-- START Listing --

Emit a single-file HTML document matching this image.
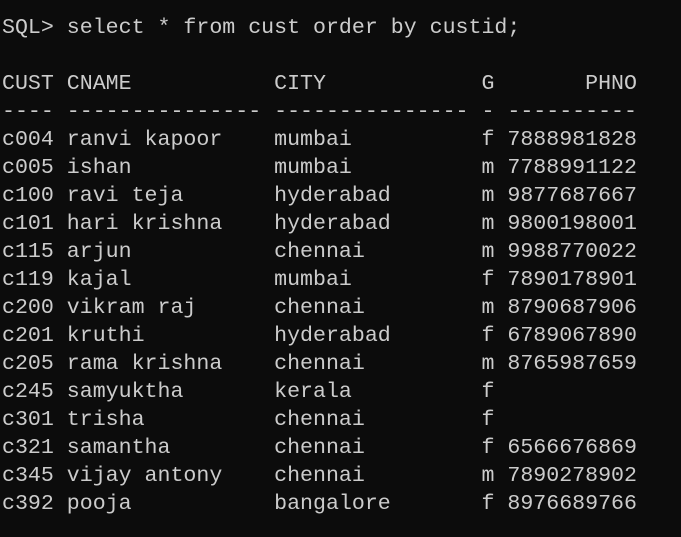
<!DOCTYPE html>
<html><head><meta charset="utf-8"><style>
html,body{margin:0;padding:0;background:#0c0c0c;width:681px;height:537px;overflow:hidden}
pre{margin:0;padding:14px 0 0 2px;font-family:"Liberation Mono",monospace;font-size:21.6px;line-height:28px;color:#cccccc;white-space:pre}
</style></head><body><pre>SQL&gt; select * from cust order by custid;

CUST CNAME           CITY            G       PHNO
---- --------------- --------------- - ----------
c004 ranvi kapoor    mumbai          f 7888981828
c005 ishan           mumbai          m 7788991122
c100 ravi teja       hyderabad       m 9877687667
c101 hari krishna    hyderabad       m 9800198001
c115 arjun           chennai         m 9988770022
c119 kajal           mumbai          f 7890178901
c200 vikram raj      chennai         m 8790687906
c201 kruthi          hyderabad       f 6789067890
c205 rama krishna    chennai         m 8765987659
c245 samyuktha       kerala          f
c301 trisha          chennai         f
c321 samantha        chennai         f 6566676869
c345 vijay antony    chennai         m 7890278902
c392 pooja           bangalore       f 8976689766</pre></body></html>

-- END Listing --
-- START Listing --

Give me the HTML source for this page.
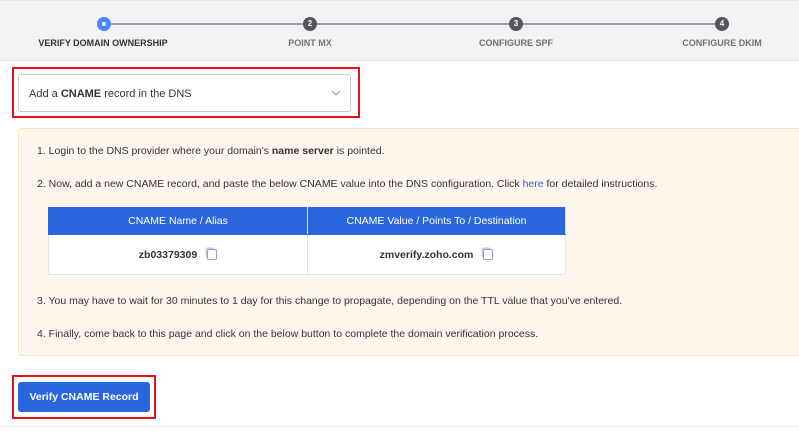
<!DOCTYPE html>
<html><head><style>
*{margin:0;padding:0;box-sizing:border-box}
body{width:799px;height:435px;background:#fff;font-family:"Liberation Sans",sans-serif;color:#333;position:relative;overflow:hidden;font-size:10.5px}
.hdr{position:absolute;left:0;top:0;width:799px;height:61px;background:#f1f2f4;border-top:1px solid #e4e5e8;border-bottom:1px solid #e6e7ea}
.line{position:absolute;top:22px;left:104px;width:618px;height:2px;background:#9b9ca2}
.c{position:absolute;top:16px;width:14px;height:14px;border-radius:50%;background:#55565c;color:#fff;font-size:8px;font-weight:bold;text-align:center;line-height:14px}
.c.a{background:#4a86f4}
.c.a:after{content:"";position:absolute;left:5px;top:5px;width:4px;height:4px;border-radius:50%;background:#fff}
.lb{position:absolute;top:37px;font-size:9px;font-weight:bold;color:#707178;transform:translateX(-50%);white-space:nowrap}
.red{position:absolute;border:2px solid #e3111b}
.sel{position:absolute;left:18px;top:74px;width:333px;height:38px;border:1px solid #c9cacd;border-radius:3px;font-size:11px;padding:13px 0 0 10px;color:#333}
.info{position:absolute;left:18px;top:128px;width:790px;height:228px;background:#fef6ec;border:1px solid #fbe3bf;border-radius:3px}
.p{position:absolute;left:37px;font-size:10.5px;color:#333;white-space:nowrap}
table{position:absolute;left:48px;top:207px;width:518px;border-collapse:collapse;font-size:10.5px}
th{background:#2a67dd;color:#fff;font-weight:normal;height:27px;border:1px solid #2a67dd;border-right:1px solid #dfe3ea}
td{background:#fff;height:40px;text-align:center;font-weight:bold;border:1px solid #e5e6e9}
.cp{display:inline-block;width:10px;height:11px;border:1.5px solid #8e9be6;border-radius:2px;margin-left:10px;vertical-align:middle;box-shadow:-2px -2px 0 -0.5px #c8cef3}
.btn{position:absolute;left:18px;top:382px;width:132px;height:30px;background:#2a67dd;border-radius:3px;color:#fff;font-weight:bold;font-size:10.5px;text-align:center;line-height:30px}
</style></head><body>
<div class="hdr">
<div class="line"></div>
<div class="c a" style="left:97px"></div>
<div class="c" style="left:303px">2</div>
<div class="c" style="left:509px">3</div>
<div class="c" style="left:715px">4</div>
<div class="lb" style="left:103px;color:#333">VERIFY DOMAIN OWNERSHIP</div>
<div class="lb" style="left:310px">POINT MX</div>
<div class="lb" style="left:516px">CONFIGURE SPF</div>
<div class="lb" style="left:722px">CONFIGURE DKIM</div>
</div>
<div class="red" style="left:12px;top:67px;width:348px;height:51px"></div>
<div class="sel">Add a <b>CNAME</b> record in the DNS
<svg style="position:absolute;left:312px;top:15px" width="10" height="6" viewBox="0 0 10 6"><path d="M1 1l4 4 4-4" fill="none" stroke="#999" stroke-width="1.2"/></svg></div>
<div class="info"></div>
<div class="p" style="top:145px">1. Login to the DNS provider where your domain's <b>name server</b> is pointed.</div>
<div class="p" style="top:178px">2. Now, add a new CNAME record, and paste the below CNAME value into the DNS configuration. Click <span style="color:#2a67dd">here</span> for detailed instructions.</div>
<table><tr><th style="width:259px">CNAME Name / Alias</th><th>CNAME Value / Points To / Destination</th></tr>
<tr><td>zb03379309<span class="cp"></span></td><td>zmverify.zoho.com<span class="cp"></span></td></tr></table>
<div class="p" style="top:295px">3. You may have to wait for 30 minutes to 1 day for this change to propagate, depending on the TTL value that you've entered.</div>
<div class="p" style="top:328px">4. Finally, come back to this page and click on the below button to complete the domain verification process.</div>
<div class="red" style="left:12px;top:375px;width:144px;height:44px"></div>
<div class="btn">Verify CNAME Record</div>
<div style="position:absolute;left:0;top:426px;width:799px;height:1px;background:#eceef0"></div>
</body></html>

-- END Listing --

- _Aim_: Collect every line above that contains the word "page".

- _Full solution_:
Give me the HTML source for this page.
<div class="p" style="top:328px">4. Finally, come back to this page and click on the below button to complete the domain verification process.</div>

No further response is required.